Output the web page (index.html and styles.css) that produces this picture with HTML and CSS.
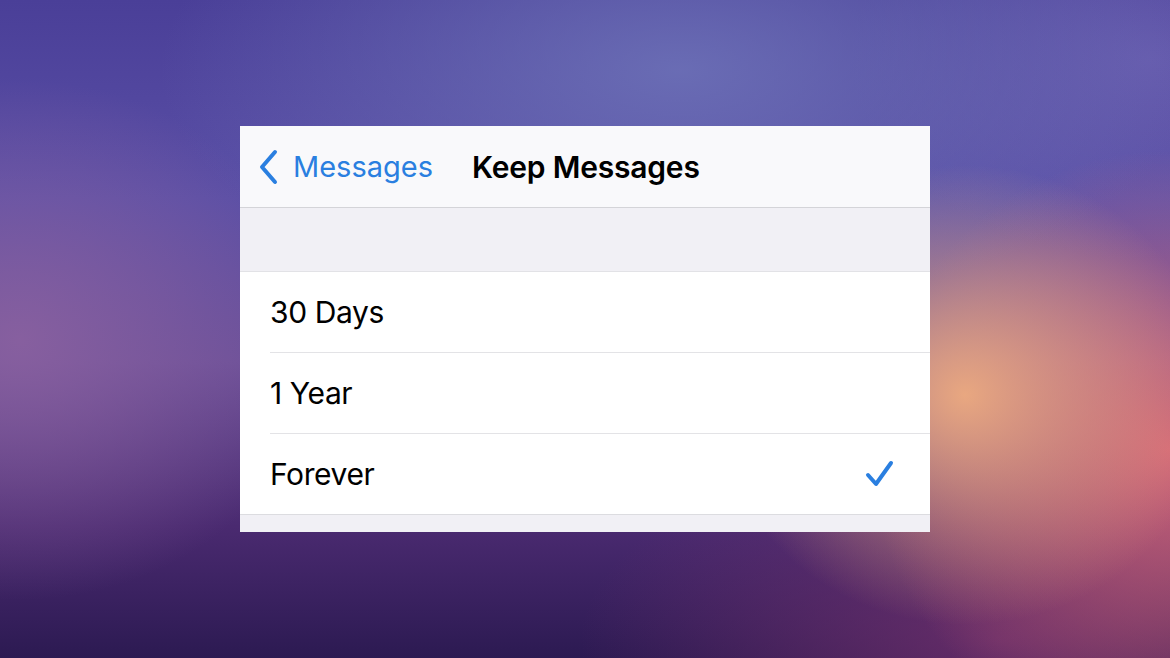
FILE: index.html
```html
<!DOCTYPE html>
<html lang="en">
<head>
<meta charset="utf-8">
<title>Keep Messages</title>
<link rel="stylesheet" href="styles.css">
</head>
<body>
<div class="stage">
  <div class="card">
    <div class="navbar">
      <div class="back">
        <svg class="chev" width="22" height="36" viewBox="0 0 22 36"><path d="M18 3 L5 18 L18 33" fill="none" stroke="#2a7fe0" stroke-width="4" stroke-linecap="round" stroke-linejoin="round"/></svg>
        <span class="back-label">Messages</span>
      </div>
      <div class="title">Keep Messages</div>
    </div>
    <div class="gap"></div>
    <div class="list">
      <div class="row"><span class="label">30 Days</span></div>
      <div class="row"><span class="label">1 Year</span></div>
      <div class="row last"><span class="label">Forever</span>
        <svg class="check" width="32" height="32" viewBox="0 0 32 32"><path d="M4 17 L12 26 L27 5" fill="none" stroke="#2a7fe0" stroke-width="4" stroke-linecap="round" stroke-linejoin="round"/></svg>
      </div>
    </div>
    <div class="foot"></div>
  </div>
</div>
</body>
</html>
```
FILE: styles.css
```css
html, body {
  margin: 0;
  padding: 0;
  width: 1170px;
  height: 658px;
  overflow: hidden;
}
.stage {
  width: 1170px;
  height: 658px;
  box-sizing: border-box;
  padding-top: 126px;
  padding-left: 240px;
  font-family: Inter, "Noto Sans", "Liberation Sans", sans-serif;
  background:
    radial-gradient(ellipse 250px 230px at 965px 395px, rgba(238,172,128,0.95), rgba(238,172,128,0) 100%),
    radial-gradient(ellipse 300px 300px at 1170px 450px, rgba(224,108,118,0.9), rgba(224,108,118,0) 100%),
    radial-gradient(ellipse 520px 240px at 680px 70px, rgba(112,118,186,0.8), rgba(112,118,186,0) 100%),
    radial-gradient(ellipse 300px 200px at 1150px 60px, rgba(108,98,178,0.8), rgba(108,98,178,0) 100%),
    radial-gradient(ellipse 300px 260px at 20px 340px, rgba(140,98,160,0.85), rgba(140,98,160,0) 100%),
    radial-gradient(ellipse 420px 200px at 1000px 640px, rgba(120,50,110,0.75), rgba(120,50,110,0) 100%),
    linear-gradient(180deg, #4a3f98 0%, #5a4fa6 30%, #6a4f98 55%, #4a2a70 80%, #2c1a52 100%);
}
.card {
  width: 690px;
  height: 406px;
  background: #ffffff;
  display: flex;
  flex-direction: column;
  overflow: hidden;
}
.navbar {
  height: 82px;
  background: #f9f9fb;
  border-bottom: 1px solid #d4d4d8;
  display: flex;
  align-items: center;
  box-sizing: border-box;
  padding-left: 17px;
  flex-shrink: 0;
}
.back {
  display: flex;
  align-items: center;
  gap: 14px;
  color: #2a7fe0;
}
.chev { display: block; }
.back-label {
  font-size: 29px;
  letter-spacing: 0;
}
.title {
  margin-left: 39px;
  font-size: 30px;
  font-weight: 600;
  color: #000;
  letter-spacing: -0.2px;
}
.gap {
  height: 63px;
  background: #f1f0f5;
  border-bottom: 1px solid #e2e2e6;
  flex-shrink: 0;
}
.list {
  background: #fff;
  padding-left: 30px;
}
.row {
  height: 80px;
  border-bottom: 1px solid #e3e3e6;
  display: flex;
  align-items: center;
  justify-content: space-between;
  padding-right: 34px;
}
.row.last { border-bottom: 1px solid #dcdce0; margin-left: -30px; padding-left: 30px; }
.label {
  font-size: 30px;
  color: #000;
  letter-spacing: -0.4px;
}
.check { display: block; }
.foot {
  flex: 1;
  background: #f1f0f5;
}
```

^^^^

> What you will do: Reproduce all of the material above word for word. Omit the pictures.

> Completed task:
Output the web page (index.html and styles.css) that produces this picture with HTML and CSS.
FILE: index.html
```html
<!DOCTYPE html>
<html lang="en">
<head>
<meta charset="utf-8">
<title>Keep Messages</title>
<link rel="stylesheet" href="styles.css">
</head>
<body>
<div class="stage">
  <div class="card">
    <div class="navbar">
      <div class="back">
        <svg class="chev" width="22" height="36" viewBox="0 0 22 36"><path d="M18 3 L5 18 L18 33" fill="none" stroke="#2a7fe0" stroke-width="4" stroke-linecap="round" stroke-linejoin="round"/></svg>
        <span class="back-label">Messages</span>
      </div>
      <div class="title">Keep Messages</div>
    </div>
    <div class="gap"></div>
    <div class="list">
      <div class="row"><span class="label">30 Days</span></div>
      <div class="row"><span class="label">1 Year</span></div>
      <div class="row last"><span class="label">Forever</span>
        <svg class="check" width="32" height="32" viewBox="0 0 32 32"><path d="M4 17 L12 26 L27 5" fill="none" stroke="#2a7fe0" stroke-width="4" stroke-linecap="round" stroke-linejoin="round"/></svg>
      </div>
    </div>
    <div class="foot"></div>
  </div>
</div>
</body>
</html>
```
FILE: styles.css
```css
html, body {
  margin: 0;
  padding: 0;
  width: 1170px;
  height: 658px;
  overflow: hidden;
}
.stage {
  width: 1170px;
  height: 658px;
  box-sizing: border-box;
  padding-top: 126px;
  padding-left: 240px;
  font-family: Inter, "Noto Sans", "Liberation Sans", sans-serif;
  background:
    radial-gradient(ellipse 250px 230px at 965px 395px, rgba(238,172,128,0.95), rgba(238,172,128,0) 100%),
    radial-gradient(ellipse 300px 300px at 1170px 450px, rgba(224,108,118,0.9), rgba(224,108,118,0) 100%),
    radial-gradient(ellipse 520px 240px at 680px 70px, rgba(112,118,186,0.8), rgba(112,118,186,0) 100%),
    radial-gradient(ellipse 300px 200px at 1150px 60px, rgba(108,98,178,0.8), rgba(108,98,178,0) 100%),
    radial-gradient(ellipse 300px 260px at 20px 340px, rgba(140,98,160,0.85), rgba(140,98,160,0) 100%),
    radial-gradient(ellipse 420px 200px at 1000px 640px, rgba(120,50,110,0.75), rgba(120,50,110,0) 100%),
    linear-gradient(180deg, #4a3f98 0%, #5a4fa6 30%, #6a4f98 55%, #4a2a70 80%, #2c1a52 100%);
}
.card {
  width: 690px;
  height: 406px;
  background: #ffffff;
  display: flex;
  flex-direction: column;
  overflow: hidden;
}
.navbar {
  height: 82px;
  background: #f9f9fb;
  border-bottom: 1px solid #d4d4d8;
  display: flex;
  align-items: center;
  box-sizing: border-box;
  padding-left: 17px;
  flex-shrink: 0;
}
.back {
  display: flex;
  align-items: center;
  gap: 14px;
  color: #2a7fe0;
}
.chev { display: block; }
.back-label {
  font-size: 29px;
  letter-spacing: 0;
}
.title {
  margin-left: 39px;
  font-size: 30px;
  font-weight: 600;
  color: #000;
  letter-spacing: -0.2px;
}
.gap {
  height: 63px;
  background: #f1f0f5;
  border-bottom: 1px solid #e2e2e6;
  flex-shrink: 0;
}
.list {
  background: #fff;
  padding-left: 30px;
}
.row {
  height: 80px;
  border-bottom: 1px solid #e3e3e6;
  display: flex;
  align-items: center;
  justify-content: space-between;
  padding-right: 34px;
}
.row.last { border-bottom: 1px solid #dcdce0; margin-left: -30px; padding-left: 30px; }
.label {
  font-size: 30px;
  color: #000;
  letter-spacing: -0.4px;
}
.check { display: block; }
.foot {
  flex: 1;
  background: #f1f0f5;
}
```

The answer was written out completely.